Machine translation is a sub-field of NLP that investigates techniques for translating one language to another language automatically. Machine translation is studied by many research groups in NLP, and is one of the biggest research fields in NLP. This group is investigating Japanese-English and English-Japanese machine translation. Japanese is an idiosyncratic language in the world, and therefore machine translation between Japanese and other European languages is more difficult than those between European-European languages. The quality of machine translation from English to Japanese becomes as good as other European languages thanks to recent studies of pre-ordering of English using parsing analyses. However, the quality of machine translation from Japanese to English is still low. This group investigates the following research topics for machine translation.
- Pre-ordering of Japanese-English machine translation
- Domain adaptation using sampling
Automatic summarization is the methods for automatically generating summaries of documents. Given a document and the maximum length of summaries, the goal of automatic summarization is to make a summary that contains the information of the original document as much as possible within the maximum length. It is known that automatic summarization methods based on Integer Linear Programming (ILP) achieve high accuracy, using the maximum length of summaries as a constraint in ILP. Our group is investigating automatic summarization methods based on ILP without using the maximum length of summaries.

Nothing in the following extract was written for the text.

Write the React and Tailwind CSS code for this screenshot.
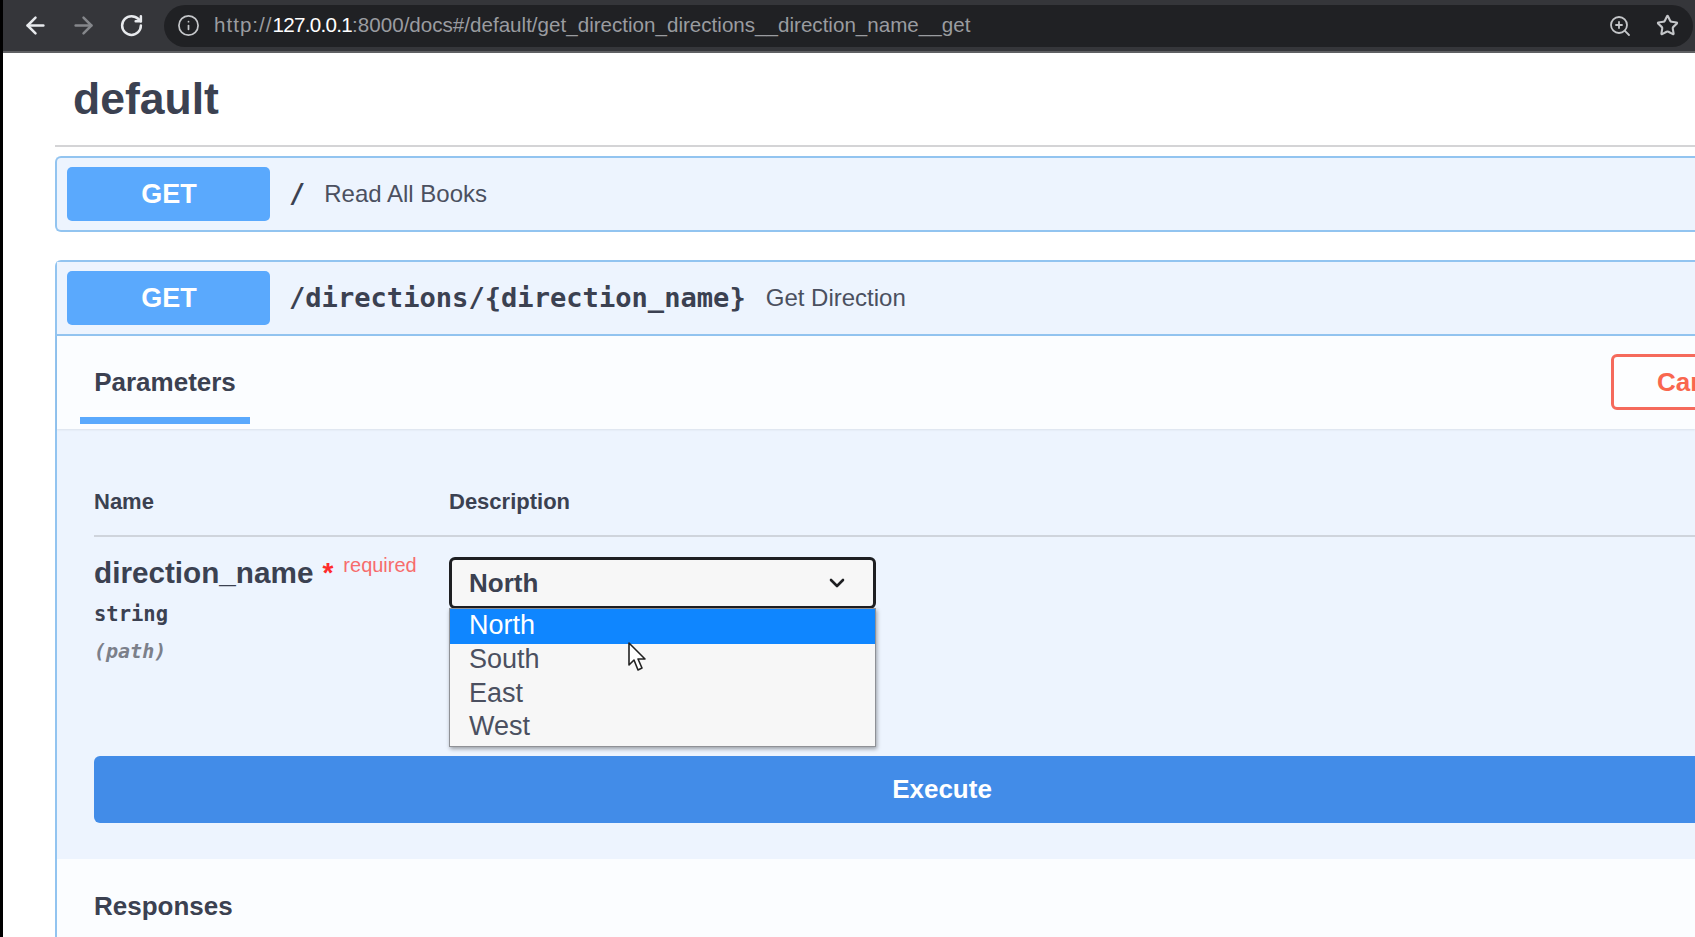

Grammatical Error Correction
Grammatical error correction is a task of NLP in which systems aim to automatically find/correct the grammatical errors in a document. Recently, annotated corpora for grammatical error correction, such as Konan JIEM Learner Corpus and NUCLE corpus, become available, and many NLP groups are intensively investigating grammatical error correction. Our group is also investigating grammatical error correction using logistic regression.